## WORK TO DO
Copy the listing verbatim, excluding any images found in it.

━━ GIVEN MATERIAL ━━

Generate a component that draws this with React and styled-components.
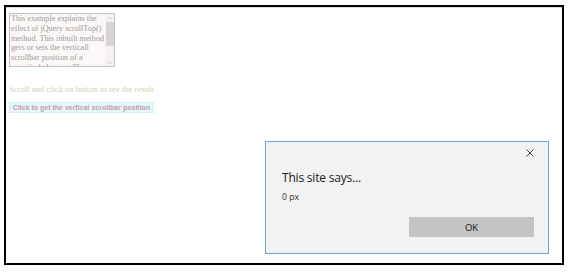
import React from 'react';
import styled, { createGlobalStyle } from 'styled-components';

const GlobalStyle = createGlobalStyle`
  html, body {
    margin: 0;
    padding: 0;
    background: #ffffff;
  }
`;

const Frame = styled.div`
  position: relative;
  box-sizing: border-box;
  margin: 5px 0 0 4px;
  width: 560px;
  height: 260px;
  border: 2px solid #000;
  background: #fff;
`;

const TopEdge = styled.div`
  height: 1px;
  background: #dcdcdc;
`;

const Content = styled.div`
  display: flex;
  flex-direction: column;
  align-items: flex-start;
  padding: 5px 0 0 3px;
`;

const TextBox = styled.div`
  display: flex;
  box-sizing: border-box;
  width: 106px;
  height: 54px;
  border: 1px solid #c4c0c0;
  background: #fdf7f7;
`;

const TextLines = styled.div`
  flex: 1;
  overflow: hidden;
  padding: 0 0 0 1px;
  font-family: "Liberation Serif", serif;
  font-size: 8.2px;
  line-height: 9.8px;
  color: #a39a9a;
  white-space: nowrap;
`;

const Scrollbar = styled.div`
  display: flex;
  flex-direction: column;
  align-items: center;
  width: 9px;
  background: #f4f2f2;
`;

const Arrow = styled.div`
  display: flex;
  align-items: center;
  justify-content: center;
  height: 7px;
  width: 100%;
  color: #c8c8c8;
`;

const Thumb = styled.div`
  width: 8px;
  height: 24px;
  margin-top: 1px;
  background: #d6d4d4;
`;

const Track = styled.div`
  flex: 1;
`;

const Note = styled.p`
  margin: 17px 0 0 0;
  font-family: "Liberation Serif", serif;
  font-size: 8.6px;
  line-height: 10px;
  color: #c9d3b5;
`;

const ActionButton = styled.button`
  margin-top: 8px;
  box-sizing: border-box;
  height: 11px;
  width: 145px;
  padding: 0;
  border: 1px solid #d2f1f6;
  background: #e2f8fb;
  font-family: "Liberation Sans", Arial, sans-serif;
  font-weight: bold;
  font-size: 7px;
  line-height: 9px;
  color: #c99aa5;
`;

const Dialog = styled.div`
  position: absolute;
  left: 259px;
  top: 134px;
  box-sizing: border-box;
  width: 284px;
  height: 113px;
  border: 1px solid #6fa3d3;
  background: #f2f2f2;
  display: flex;
  flex-direction: column;
  padding: 4px 14px 0 16px;
  font-family: "Open Sans", "Noto Sans", sans-serif;
  color: #1a1a1a;
`;

const CloseRow = styled.div`
  display: flex;
  justify-content: flex-end;
  height: 14px;
  align-items: center;
`;

const Title = styled.div`
  margin-top: 9px;
  font-size: 12px;
  line-height: 17px;
  letter-spacing: -0.2px;
`;

const Message = styled.div`
  margin-top: 5px;
  font-size: 8.6px;
  line-height: 12px;
  color: #333;
`;

const Footer = styled.div`
  display: flex;
  justify-content: flex-end;
  margin-top: 14px;
`;

const OkButton = styled.button`
  width: 125px;
  height: 20px;
  border: none;
  padding: 0;
  background: #c4c4c4;
  font-family: "Open Sans", "Noto Sans", sans-serif;
  font-size: 9.5px;
  color: #111;
`;

const lines = [
  'This example explains the',
  'effect of jQuery scrollTop()',
  'method. This inbuilt method',
  'gers or sets the verticall',
  'scrollbar position of a',
  'specified element. The',
];

const App = () => {
  return (
    <>
      <GlobalStyle />
      <Frame>
        <TopEdge />
        <Content>
          <TextBox>
            <TextLines>
              {lines.map((l, i) => <div key={i}>{l}</div>)}
            </TextLines>
            <Scrollbar>
              <Arrow>
                <svg width="6" height="4" viewBox="0 0 6 4"><path d="M0.5 3.5 L3 1 L5.5 3.5" fill="none" stroke="currentColor" strokeWidth="0.8" /></svg>
              </Arrow>
              <Thumb />
              <Track />
              <Arrow>
                <svg width="6" height="4" viewBox="0 0 6 4"><path d="M0.5 0.5 L3 3 L5.5 0.5" fill="none" stroke="currentColor" strokeWidth="0.8" /></svg>
              </Arrow>
            </Scrollbar>
          </TextBox>
          <Note>Scroll and click on button to see the result.</Note>
          <ActionButton>Click to get the vertical scrollbar position</ActionButton>
        </Content>
        <Dialog>
          <CloseRow>
            <svg width="8" height="8" viewBox="0 0 8 8"><path d="M0.5 0.5 L7.5 7.5 M7.5 0.5 L0.5 7.5" stroke="#333" strokeWidth="0.9" /></svg>
          </CloseRow>
          <Title>This site says...</Title>
          <Message>0 px</Message>
          <Footer>
            <OkButton>OK</OkButton>
          </Footer>
        </Dialog>
      </Frame>
    </>
  );
};

export default App;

━━━

## SOLUTION BELOW
Generate a component that draws this with React and styled-components.
import React from 'react';
import styled, { createGlobalStyle } from 'styled-components';

const GlobalStyle = createGlobalStyle`
  html, body {
    margin: 0;
    padding: 0;
    background: #ffffff;
  }
`;

const Frame = styled.div`
  position: relative;
  box-sizing: border-box;
  margin: 5px 0 0 4px;
  width: 560px;
  height: 260px;
  border: 2px solid #000;
  background: #fff;
`;

const TopEdge = styled.div`
  height: 1px;
  background: #dcdcdc;
`;

const Content = styled.div`
  display: flex;
  flex-direction: column;
  align-items: flex-start;
  padding: 5px 0 0 3px;
`;

const TextBox = styled.div`
  display: flex;
  box-sizing: border-box;
  width: 106px;
  height: 54px;
  border: 1px solid #c4c0c0;
  background: #fdf7f7;
`;

const TextLines = styled.div`
  flex: 1;
  overflow: hidden;
  padding: 0 0 0 1px;
  font-family: "Liberation Serif", serif;
  font-size: 8.2px;
  line-height: 9.8px;
  color: #a39a9a;
  white-space: nowrap;
`;

const Scrollbar = styled.div`
  display: flex;
  flex-direction: column;
  align-items: center;
  width: 9px;
  background: #f4f2f2;
`;

const Arrow = styled.div`
  display: flex;
  align-items: center;
  justify-content: center;
  height: 7px;
  width: 100%;
  color: #c8c8c8;
`;

const Thumb = styled.div`
  width: 8px;
  height: 24px;
  margin-top: 1px;
  background: #d6d4d4;
`;

const Track = styled.div`
  flex: 1;
`;

const Note = styled.p`
  margin: 17px 0 0 0;
  font-family: "Liberation Serif", serif;
  font-size: 8.6px;
  line-height: 10px;
  color: #c9d3b5;
`;

const ActionButton = styled.button`
  margin-top: 8px;
  box-sizing: border-box;
  height: 11px;
  width: 145px;
  padding: 0;
  border: 1px solid #d2f1f6;
  background: #e2f8fb;
  font-family: "Liberation Sans", Arial, sans-serif;
  font-weight: bold;
  font-size: 7px;
  line-height: 9px;
  color: #c99aa5;
`;

const Dialog = styled.div`
  position: absolute;
  left: 259px;
  top: 134px;
  box-sizing: border-box;
  width: 284px;
  height: 113px;
  border: 1px solid #6fa3d3;
  background: #f2f2f2;
  display: flex;
  flex-direction: column;
  padding: 4px 14px 0 16px;
  font-family: "Open Sans", "Noto Sans", sans-serif;
  color: #1a1a1a;
`;

const CloseRow = styled.div`
  display: flex;
  justify-content: flex-end;
  height: 14px;
  align-items: center;
`;

const Title = styled.div`
  margin-top: 9px;
  font-size: 12px;
  line-height: 17px;
  letter-spacing: -0.2px;
`;

const Message = styled.div`
  margin-top: 5px;
  font-size: 8.6px;
  line-height: 12px;
  color: #333;
`;

const Footer = styled.div`
  display: flex;
  justify-content: flex-end;
  margin-top: 14px;
`;

const OkButton = styled.button`
  width: 125px;
  height: 20px;
  border: none;
  padding: 0;
  background: #c4c4c4;
  font-family: "Open Sans", "Noto Sans", sans-serif;
  font-size: 9.5px;
  color: #111;
`;

const lines = [
  'This example explains the',
  'effect of jQuery scrollTop()',
  'method. This inbuilt method',
  'gers or sets the verticall',
  'scrollbar position of a',
  'specified element. The',
];

const App = () => {
  return (
    <>
      <GlobalStyle />
      <Frame>
        <TopEdge />
        <Content>
          <TextBox>
            <TextLines>
              {lines.map((l, i) => <div key={i}>{l}</div>)}
            </TextLines>
            <Scrollbar>
              <Arrow>
                <svg width="6" height="4" viewBox="0 0 6 4"><path d="M0.5 3.5 L3 1 L5.5 3.5" fill="none" stroke="currentColor" strokeWidth="0.8" /></svg>
              </Arrow>
              <Thumb />
              <Track />
              <Arrow>
                <svg width="6" height="4" viewBox="0 0 6 4"><path d="M0.5 0.5 L3 3 L5.5 0.5" fill="none" stroke="currentColor" strokeWidth="0.8" /></svg>
              </Arrow>
            </Scrollbar>
          </TextBox>
          <Note>Scroll and click on button to see the result.</Note>
          <ActionButton>Click to get the vertical scrollbar position</ActionButton>
        </Content>
        <Dialog>
          <CloseRow>
            <svg width="8" height="8" viewBox="0 0 8 8"><path d="M0.5 0.5 L7.5 7.5 M7.5 0.5 L0.5 7.5" stroke="#333" strokeWidth="0.9" /></svg>
          </CloseRow>
          <Title>This site says...</Title>
          <Message>0 px</Message>
          <Footer>
            <OkButton>OK</OkButton>
          </Footer>
        </Dialog>
      </Frame>
    </>
  );
};

export default App;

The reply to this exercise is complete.